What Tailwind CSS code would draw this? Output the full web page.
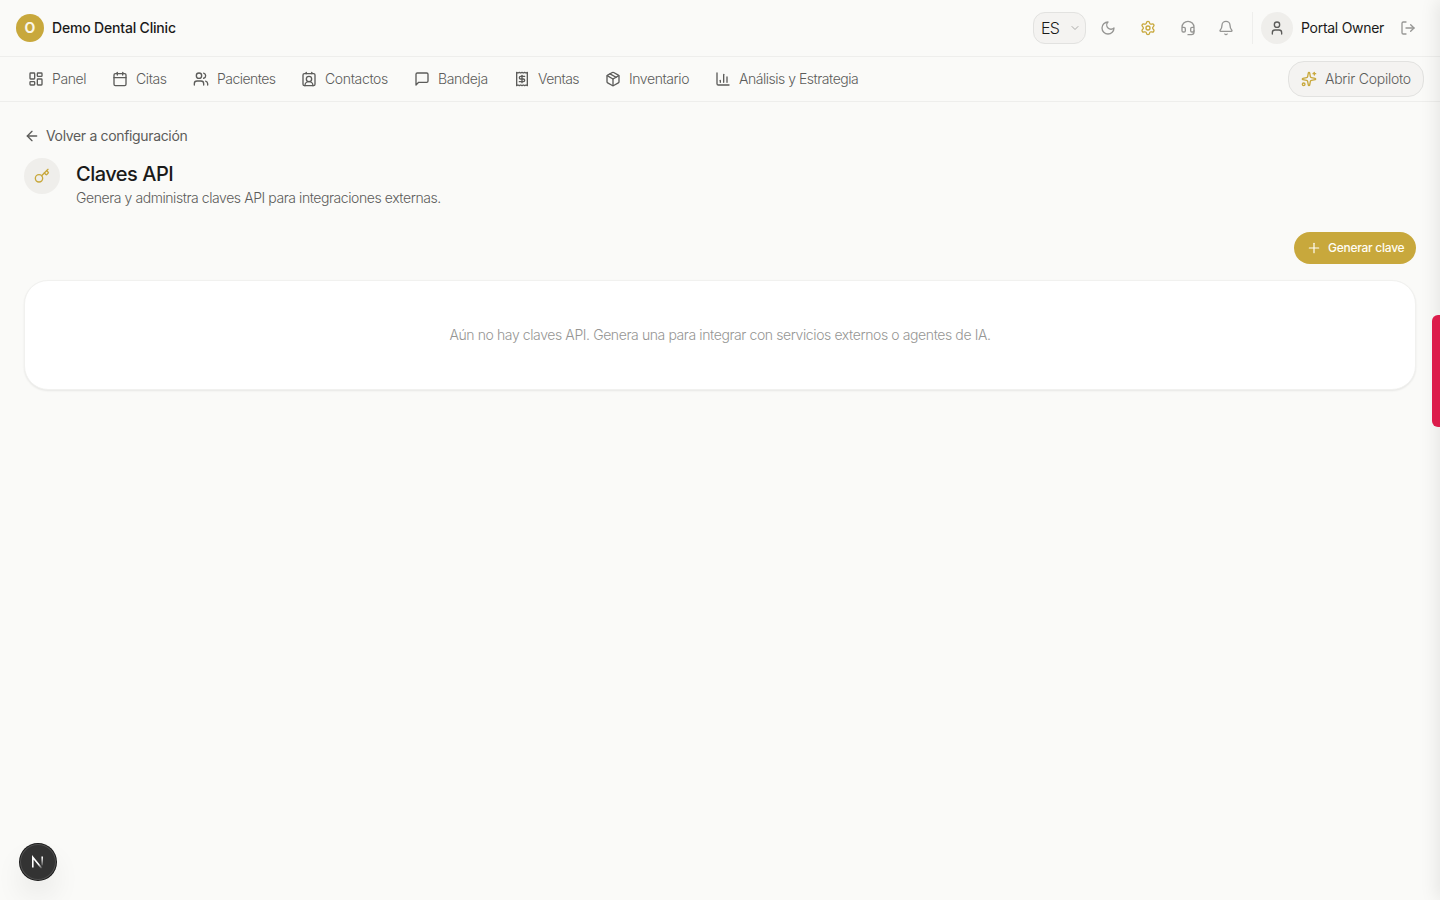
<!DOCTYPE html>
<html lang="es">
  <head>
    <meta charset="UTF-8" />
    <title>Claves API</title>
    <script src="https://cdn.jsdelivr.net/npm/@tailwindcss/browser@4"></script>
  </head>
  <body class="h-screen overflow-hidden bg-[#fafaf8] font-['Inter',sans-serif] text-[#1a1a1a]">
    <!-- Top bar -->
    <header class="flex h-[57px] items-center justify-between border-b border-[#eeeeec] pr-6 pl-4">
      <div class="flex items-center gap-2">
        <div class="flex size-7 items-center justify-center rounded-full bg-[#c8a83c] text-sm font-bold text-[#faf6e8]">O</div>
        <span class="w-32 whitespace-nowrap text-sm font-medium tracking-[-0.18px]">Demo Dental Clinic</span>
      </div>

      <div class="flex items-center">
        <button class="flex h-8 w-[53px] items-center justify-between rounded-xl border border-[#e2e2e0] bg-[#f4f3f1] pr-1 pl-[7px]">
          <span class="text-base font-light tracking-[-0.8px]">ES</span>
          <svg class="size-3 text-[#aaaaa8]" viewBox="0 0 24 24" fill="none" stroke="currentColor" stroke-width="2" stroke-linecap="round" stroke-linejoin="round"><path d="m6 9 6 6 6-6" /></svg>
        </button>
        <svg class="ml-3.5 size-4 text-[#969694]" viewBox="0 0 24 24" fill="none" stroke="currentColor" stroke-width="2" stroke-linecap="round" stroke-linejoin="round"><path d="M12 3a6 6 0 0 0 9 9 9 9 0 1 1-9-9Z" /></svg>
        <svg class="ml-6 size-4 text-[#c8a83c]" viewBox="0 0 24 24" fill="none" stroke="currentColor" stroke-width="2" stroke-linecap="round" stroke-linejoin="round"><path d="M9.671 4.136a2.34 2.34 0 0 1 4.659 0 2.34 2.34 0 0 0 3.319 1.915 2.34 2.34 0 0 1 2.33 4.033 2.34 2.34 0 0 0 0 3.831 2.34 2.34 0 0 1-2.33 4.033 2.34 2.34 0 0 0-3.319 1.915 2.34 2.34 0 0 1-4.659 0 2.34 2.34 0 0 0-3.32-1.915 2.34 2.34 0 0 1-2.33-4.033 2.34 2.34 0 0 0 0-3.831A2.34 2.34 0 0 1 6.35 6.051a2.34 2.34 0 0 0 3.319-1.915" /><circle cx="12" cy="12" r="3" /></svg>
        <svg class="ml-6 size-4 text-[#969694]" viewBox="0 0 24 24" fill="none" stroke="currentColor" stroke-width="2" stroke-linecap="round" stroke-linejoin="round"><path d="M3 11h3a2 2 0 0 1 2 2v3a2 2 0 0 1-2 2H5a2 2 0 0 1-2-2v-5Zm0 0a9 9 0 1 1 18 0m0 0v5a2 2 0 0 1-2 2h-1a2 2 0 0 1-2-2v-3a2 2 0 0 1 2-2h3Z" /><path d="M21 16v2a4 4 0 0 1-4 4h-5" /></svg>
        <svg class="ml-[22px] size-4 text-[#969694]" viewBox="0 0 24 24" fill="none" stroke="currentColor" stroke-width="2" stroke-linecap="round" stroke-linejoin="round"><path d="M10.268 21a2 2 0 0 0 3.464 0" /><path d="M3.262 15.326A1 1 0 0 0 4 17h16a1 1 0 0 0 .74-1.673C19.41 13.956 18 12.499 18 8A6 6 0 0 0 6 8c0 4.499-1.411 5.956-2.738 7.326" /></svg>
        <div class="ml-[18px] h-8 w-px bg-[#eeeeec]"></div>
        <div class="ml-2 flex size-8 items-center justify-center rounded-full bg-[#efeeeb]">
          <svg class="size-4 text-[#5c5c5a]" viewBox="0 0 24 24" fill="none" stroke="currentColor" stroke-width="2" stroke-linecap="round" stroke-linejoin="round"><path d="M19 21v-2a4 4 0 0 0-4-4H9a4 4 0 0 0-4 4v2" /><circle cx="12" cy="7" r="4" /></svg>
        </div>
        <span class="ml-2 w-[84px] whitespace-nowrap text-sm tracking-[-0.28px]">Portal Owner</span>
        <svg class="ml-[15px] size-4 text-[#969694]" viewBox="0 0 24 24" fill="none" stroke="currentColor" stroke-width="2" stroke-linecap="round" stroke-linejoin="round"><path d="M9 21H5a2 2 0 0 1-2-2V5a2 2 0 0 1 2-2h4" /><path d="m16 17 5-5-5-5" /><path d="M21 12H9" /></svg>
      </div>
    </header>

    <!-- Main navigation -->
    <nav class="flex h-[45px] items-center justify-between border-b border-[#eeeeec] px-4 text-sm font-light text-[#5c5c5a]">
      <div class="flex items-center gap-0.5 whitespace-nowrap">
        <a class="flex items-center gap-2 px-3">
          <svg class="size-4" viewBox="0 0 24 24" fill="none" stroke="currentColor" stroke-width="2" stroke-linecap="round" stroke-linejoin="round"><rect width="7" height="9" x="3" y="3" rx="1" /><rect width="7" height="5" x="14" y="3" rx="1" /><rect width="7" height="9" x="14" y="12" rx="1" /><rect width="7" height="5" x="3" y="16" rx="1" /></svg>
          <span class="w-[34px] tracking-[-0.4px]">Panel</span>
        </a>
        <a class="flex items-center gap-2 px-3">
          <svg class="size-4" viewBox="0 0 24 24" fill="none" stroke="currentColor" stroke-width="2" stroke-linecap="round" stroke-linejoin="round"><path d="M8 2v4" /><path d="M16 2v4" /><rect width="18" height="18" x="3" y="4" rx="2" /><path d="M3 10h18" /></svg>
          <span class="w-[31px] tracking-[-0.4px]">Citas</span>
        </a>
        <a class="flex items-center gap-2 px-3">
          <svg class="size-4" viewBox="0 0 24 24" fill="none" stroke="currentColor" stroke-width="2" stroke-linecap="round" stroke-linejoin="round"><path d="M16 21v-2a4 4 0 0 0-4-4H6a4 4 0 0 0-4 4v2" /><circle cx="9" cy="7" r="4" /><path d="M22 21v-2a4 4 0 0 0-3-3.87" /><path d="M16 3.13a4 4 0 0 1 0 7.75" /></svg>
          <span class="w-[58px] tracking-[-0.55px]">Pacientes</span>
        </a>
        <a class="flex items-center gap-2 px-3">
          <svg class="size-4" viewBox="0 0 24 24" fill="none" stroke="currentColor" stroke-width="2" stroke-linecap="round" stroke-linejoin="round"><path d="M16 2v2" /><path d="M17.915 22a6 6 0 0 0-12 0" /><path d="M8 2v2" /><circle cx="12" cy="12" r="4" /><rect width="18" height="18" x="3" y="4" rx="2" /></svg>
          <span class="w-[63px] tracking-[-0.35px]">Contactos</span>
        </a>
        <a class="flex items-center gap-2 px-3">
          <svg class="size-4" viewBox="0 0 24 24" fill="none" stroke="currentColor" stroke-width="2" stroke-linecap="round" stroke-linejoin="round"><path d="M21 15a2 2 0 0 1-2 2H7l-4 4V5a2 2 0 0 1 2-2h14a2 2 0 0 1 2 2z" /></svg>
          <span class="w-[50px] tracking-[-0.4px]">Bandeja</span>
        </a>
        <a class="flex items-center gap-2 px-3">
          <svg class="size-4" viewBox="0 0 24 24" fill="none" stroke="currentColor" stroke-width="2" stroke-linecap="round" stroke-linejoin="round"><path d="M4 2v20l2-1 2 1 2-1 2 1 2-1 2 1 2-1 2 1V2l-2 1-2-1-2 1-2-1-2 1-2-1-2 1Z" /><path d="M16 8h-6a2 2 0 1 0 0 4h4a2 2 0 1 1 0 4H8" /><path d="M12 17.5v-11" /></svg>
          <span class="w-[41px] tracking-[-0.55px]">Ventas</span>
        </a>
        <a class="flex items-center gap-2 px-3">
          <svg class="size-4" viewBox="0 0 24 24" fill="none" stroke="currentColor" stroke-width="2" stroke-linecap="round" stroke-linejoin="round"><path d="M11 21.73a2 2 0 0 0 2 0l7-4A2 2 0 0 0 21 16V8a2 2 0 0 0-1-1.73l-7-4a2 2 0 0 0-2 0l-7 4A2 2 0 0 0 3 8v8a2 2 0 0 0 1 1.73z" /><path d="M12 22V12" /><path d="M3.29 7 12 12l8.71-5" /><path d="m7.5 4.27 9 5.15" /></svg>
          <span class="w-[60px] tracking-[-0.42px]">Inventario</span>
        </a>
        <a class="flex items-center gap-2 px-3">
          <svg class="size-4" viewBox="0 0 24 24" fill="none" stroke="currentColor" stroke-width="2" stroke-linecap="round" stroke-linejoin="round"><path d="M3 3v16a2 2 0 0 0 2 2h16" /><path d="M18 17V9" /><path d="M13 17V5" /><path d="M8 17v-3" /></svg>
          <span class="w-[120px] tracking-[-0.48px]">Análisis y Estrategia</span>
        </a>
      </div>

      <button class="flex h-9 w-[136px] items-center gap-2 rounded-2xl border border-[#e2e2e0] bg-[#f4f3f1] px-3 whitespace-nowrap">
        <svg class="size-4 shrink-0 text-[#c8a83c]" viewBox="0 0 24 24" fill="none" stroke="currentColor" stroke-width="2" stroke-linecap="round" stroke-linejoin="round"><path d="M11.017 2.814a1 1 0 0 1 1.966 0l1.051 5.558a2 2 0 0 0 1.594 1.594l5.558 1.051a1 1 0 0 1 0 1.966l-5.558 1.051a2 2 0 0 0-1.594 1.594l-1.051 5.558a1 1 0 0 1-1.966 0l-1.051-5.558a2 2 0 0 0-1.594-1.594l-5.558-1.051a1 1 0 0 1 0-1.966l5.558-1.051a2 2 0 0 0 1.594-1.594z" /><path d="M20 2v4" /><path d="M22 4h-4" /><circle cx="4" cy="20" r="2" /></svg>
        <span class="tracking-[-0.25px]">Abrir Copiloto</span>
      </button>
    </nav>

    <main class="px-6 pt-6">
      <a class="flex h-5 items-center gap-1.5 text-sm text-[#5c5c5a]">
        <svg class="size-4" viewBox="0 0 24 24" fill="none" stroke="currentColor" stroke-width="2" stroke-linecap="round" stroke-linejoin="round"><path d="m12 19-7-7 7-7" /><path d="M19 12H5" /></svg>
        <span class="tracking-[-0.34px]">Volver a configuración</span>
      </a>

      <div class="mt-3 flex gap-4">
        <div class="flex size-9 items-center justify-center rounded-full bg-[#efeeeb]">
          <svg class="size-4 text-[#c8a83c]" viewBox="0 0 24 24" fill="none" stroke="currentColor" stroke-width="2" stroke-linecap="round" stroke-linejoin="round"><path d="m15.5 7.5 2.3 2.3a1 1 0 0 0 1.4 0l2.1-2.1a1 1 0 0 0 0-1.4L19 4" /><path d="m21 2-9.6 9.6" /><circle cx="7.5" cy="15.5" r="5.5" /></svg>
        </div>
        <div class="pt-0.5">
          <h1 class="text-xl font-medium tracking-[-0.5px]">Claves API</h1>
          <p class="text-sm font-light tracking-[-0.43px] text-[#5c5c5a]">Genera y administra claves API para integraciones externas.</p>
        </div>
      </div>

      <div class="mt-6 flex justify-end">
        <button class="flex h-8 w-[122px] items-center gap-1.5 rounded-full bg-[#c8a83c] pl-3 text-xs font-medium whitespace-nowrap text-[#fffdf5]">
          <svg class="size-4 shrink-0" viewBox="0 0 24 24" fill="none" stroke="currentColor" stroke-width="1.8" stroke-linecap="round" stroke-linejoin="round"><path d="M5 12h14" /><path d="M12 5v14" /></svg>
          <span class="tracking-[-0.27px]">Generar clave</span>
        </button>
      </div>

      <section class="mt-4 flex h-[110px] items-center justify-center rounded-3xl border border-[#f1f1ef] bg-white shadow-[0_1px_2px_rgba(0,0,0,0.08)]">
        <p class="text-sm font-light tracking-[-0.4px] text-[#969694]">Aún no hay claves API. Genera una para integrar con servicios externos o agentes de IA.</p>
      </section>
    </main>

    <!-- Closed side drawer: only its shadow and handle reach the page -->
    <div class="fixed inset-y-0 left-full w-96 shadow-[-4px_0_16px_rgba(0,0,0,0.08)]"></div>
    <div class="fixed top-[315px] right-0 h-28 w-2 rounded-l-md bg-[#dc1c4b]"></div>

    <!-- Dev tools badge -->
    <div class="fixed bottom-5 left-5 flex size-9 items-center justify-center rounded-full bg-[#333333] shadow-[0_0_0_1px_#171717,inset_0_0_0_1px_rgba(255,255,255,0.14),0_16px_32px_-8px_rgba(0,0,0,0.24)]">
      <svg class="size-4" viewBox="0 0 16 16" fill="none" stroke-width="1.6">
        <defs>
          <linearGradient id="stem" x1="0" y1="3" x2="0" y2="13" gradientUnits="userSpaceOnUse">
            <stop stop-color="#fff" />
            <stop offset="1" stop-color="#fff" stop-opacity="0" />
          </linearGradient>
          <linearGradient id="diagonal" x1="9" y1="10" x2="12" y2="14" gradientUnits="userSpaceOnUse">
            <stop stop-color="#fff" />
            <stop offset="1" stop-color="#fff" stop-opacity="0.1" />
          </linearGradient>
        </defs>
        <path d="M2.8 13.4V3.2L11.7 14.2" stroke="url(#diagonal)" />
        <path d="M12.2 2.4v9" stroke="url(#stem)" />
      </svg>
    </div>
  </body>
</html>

━━━━━━

→ What is asked
Copy out every line from the data above that has "page" in it.

→ Answer for this exercise
What Tailwind CSS code would draw this? Output the full web page.
    <!-- Closed side drawer: only its shadow and handle reach the page -->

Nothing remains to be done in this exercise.